Some clinics are religious systems and may conflict with your own beliefs. Be sure to check into the clinic you choose to see what their religious practices mean to you in your pregnancy and aftercare. In some cases, you may not have access to birth control at your after delivery check up.


Interviewing Prospective Obstetricians

You may visit different OB/GYN offices and ask them questions during your first visit to help you determine if he or she is right for you. Many women seem to have forgotten that the doctor they choose is actually working for them. You are hiring an Obstetrician, so it does pay to think of this as an interviewing process. Ask them how they feel about routine procedures such as episiostomies, IV’s, and enemas.  Does he perform very many ceserean deliveries? When you speak with him, does he seem interested in what you have to say and act as if he will honor your wishes when you work on your birth plan?

What hospital is the doctor affiliated with? One very important factor in choosing the right obstetrician is your satisfaction in the hospital that he performs deliveries. You can take a tour of the hospital labor and delivery floor by request. If possible, do this as soon as you think you have found the right doctor instead of waiting right before you are to give birth. Occasionally a doctor will deliver at a hospital he or she is not affiliated with, but most do not.

Male or Female?

The sex of your doctor  does not reflect on their quality of care. Some women prefer to be seen by female obstetricians, while to others the sex of their doctor does not matter. The former believe that women doctors are more likely to relate with their hopes and fears in ways a male doctor cannot. Whether you choose a male or female obstetrician is entirely your decision. Most of your choice should be weighted with the manner of the doctor and their quality of care, with sex as a minor point.


If you find that you are not relating well with your new obstetrician, you should look for another. Choosing a doctor is not a choice you are stuck with forever. Before changing doctors, you can talk to him or her to try and work out your issues. If you find that your obstetrician doesn’t  address your worries, it may well be time to move to another doctor who will be a better fit for you.


What About A Midwife?

Anyone who is in good health and is not a high risk pregnancy can choose to use a nurse midwife instead of an obstetrician. In fact, many OB/GYN clinics and family care centers employ a midwife to take on their prenatal patients who are low risk pregnancies. This lightens the load on the obstetrician, eliminating long wait times for the patients, and allowing a well rounded care enviroment for prenatal patients. In the case of a normal delivery with no complications, if you have been seeing a nurse midwife along with your obstetrican, the midwife may be who will deliver your baby if you choose. This will also depend on if she is available when you go into labor.
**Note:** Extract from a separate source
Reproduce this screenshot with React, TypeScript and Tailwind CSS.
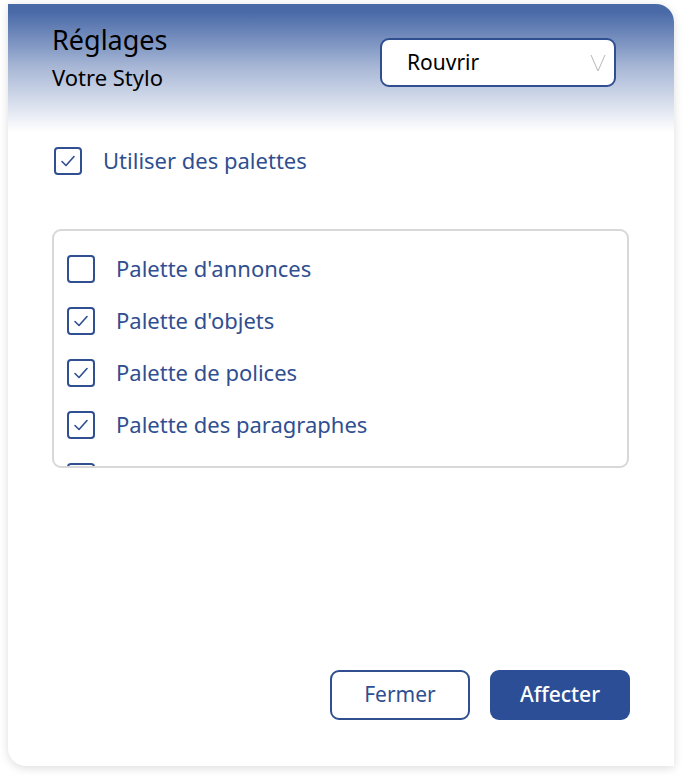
import { useState } from "react";

const Check = ({ checked }: { checked: boolean }) => (
  <span className="w-[28px] h-[28px] shrink-0 rounded-[4px] border-2 border-[#2f4f90] flex items-center justify-center bg-white">
    {checked && (
      <svg width="18" height="18" viewBox="0 0 18 18" fill="none">
        <path d="M3 9.5 L7 13.5 L15 4.5" stroke="#2f4f90" strokeWidth="1.6" strokeLinecap="round" strokeLinejoin="round" />
      </svg>
    )}
  </span>
);

const palettes = [
  { label: "Palette d'annonces", on: false },
  { label: "Palette d'objets", on: true },
  { label: "Palette de polices", on: true },
  { label: "Palette des paragraphes", on: true },
];

const App = () => {
  const [items] = useState(palettes);
  return (
    <div className="w-[684px] h-[776px] bg-white pt-[4px] pl-[8px]" style={{ fontFamily: "'Noto Sans', sans-serif" }}>
      <div className="w-[666px] h-[762px] bg-white rounded-tr-[18px] rounded-bl-[18px] shadow-[0_2px_10px_rgba(0,0,0,0.14)] overflow-hidden flex flex-col">
        <div className="h-[128px] bg-gradient-to-b from-[#4969a7] from-[6%] via-[#a9b8d6] via-[50%] to-white to-100% flex justify-between pl-[44px] pr-[58px] pt-[19px]">
          <div>
            <div className="text-[27px] leading-[34px] text-black">Réglages</div>
            <div className="text-[22px] leading-[28px] mt-[6px] text-black">Votre Stylo</div>
          </div>
          <div className="mt-[15px] w-[236px] h-[49px] rounded-[9px] border-2 border-[#2f4f90] bg-white flex items-center justify-between pl-[25px] pr-[8px]">
            <span className="text-[21px] text-black">Rouvrir</span>
            <svg width="16" height="20" viewBox="0 0 16 20" fill="none">
              <path d="M1 2 L8 18 L15 2" stroke="#b8b8b8" strokeWidth="1" />
            </svg>
          </div>
        </div>

        <div className="pl-[44px] pr-[45px]">
          <label className="flex items-center gap-[21px] mt-[15px] ml-[2px] h-[28px]">
            <Check checked />
            <span className="text-[22px] leading-[28px] -mt-[3px] text-[#2f4f90]">Utiliser des palettes</span>
          </label>

          <div className="mt-[54px] w-[577px] h-[239px] border-2 border-[#d8d8d8] rounded-[9px] overflow-hidden pl-[13px] pt-[12px]">
            {items.map((p) => (
              <label key={p.label} className="flex items-center gap-[21px] h-[52px]">
                <Check checked={p.on} />
                <span className="text-[22px] leading-[28px] -mt-[2px] text-[#2f4f90]">{p.label}</span>
              </label>
            ))}
            {/* next row, only its checkbox top peeks out of the scroll box */}
            <div className="flex items-center h-[52px]">
              <Check checked />
            </div>
          </div>
        </div>

        <div className="mt-auto mb-[46px] flex justify-end gap-[20px] pr-[44px]">
          <button className="w-[140px] h-[50px] rounded-[9px] border-2 border-[#2f4f90] bg-white text-[21px] text-[#2f4f90]">
            Fermer
          </button>
          <button className="w-[140px] h-[50px] rounded-[9px] bg-[#2b4e96] text-[21px] font-medium text-white">
            Affecter
          </button>
        </div>
      </div>
    </div>
  );
};

export default App;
For women who prefer the care of a female health practitioner, a midwife may be a good choice. Midwives usually are more centered on the emotional aspect of pregnancy and childbirth and try to educate their patients on this aspect. A midwife will try her best to encourage you to personalize your birth experience and help you tailor your birth plan. She will still recommend surgical delivery if it is needed and all midwives have an obstetrician who is available if something unexpected occurs.


What If I Am Considered A High Risk Pregnancy?

If you have any chronic health problems, like diabetes, heart disease, or high blood pressure, then you should talk with your obstetrician. It is possible that your doctor has experience in caring for high risk pregnancies. She will evaluate your case and both of you can decide whether or not you should be cared for by a practitioner known as a perinatologist which is a high risk obstetric specialist.